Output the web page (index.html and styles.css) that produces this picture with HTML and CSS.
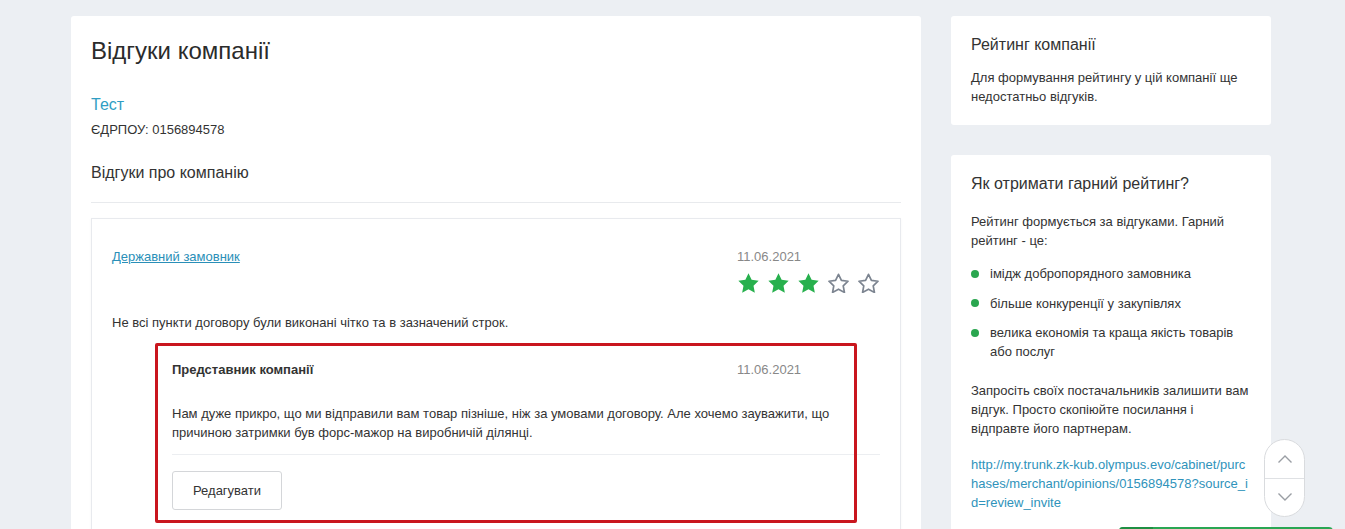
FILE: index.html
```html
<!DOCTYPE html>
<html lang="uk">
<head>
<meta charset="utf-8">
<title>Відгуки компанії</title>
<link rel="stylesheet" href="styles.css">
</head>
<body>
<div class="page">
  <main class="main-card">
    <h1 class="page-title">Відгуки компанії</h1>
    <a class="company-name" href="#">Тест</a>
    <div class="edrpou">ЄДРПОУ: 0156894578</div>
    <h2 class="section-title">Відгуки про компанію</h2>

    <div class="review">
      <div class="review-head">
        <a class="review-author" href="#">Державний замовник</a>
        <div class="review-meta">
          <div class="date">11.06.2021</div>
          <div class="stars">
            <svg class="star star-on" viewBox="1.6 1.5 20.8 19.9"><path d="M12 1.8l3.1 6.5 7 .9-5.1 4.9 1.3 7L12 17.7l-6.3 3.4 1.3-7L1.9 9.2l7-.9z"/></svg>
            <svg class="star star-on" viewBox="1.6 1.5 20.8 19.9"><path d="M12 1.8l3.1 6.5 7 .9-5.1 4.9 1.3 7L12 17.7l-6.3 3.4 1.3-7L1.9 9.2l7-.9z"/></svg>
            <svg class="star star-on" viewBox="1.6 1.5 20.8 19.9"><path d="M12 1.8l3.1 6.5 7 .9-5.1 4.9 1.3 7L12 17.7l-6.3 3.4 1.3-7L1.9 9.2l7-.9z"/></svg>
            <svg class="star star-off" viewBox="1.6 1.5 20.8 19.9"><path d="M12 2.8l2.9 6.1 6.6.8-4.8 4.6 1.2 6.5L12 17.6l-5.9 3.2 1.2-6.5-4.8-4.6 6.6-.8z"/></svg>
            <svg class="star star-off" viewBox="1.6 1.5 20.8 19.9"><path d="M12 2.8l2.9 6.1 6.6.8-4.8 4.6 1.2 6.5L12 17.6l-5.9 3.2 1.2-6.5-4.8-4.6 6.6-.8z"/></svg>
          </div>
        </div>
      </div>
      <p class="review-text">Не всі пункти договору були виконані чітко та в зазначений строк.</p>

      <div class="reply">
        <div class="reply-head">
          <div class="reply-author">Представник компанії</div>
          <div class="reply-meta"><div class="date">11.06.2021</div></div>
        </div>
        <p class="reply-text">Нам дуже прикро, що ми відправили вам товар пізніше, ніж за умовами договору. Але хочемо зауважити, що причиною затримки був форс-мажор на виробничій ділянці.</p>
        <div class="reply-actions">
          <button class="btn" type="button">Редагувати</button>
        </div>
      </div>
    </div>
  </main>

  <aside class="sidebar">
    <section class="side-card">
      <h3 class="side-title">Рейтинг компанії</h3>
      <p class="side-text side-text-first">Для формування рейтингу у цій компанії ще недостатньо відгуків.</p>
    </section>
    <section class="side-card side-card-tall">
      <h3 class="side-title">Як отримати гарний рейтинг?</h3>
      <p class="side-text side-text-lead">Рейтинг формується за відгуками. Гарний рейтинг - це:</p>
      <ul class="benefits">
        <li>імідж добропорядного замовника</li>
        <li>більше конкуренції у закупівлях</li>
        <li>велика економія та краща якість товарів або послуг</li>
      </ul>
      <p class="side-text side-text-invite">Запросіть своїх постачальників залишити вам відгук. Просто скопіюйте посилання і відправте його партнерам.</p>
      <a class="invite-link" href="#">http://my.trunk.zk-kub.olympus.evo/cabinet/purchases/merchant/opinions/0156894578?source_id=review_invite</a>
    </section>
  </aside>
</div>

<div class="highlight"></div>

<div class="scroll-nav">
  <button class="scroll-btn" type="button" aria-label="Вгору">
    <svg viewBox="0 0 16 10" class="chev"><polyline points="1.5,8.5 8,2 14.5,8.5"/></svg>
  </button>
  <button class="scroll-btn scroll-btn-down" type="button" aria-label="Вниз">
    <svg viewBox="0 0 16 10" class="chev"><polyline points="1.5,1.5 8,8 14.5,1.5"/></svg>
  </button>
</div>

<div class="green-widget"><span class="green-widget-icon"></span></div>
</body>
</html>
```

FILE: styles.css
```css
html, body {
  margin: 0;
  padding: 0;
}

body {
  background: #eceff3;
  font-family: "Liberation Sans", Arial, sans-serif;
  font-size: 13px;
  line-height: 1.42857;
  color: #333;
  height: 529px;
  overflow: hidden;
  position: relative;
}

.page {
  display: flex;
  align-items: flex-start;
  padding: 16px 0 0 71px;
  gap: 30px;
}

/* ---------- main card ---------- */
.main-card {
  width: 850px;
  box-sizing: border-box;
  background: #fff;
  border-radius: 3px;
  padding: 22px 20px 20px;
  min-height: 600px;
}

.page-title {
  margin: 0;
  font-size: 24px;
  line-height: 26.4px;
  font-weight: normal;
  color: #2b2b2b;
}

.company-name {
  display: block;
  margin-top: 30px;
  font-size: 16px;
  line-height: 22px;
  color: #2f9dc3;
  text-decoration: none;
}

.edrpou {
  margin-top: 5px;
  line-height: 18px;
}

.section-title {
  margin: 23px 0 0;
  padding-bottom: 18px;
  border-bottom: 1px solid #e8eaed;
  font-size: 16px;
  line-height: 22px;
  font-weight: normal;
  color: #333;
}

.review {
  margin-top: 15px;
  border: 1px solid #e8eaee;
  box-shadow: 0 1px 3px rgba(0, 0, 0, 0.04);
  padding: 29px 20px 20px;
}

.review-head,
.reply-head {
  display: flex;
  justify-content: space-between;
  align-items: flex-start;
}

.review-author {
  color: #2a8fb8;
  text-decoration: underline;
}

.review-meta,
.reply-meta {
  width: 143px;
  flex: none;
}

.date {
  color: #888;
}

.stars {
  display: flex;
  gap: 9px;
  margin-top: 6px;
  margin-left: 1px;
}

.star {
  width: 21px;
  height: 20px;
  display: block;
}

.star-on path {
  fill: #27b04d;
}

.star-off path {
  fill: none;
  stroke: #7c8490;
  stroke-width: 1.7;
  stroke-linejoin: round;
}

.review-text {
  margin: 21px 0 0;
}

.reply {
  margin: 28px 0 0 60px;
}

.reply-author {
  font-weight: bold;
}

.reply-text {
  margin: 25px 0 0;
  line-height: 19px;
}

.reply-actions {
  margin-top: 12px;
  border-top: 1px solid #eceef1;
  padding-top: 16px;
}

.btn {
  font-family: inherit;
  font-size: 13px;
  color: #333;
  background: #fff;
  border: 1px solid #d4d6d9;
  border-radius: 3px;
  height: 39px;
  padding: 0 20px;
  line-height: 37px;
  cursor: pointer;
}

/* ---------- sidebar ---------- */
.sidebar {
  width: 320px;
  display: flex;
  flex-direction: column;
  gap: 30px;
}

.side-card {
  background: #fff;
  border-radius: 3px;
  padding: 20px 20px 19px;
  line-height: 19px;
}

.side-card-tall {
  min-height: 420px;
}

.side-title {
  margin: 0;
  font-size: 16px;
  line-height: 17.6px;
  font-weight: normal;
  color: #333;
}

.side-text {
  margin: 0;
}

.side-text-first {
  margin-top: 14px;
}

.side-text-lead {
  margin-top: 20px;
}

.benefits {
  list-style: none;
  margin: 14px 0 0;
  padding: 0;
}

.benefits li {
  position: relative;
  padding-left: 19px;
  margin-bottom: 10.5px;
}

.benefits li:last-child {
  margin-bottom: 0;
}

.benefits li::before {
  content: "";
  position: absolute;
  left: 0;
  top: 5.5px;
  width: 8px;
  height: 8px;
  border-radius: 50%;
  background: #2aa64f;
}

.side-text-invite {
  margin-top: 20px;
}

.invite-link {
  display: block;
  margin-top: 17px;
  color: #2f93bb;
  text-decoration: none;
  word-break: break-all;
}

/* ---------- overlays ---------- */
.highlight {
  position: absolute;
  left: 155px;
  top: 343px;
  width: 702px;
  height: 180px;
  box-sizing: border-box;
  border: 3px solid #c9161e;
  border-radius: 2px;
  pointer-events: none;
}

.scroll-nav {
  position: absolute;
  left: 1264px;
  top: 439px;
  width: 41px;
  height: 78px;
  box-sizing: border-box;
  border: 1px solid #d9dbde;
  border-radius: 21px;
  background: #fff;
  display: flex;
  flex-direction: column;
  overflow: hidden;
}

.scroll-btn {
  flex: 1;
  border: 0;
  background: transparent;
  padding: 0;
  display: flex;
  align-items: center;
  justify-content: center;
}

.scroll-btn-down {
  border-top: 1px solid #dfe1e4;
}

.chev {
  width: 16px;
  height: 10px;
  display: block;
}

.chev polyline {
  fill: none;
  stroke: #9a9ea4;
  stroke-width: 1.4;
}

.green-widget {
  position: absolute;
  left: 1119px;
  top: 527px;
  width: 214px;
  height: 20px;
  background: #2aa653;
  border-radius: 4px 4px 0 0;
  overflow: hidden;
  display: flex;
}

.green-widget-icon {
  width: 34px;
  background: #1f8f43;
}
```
= = = =
From the listing above, report the number of lines containing the string "index", without any accompanying remarks.

• [CORRECT RESPONSE] 2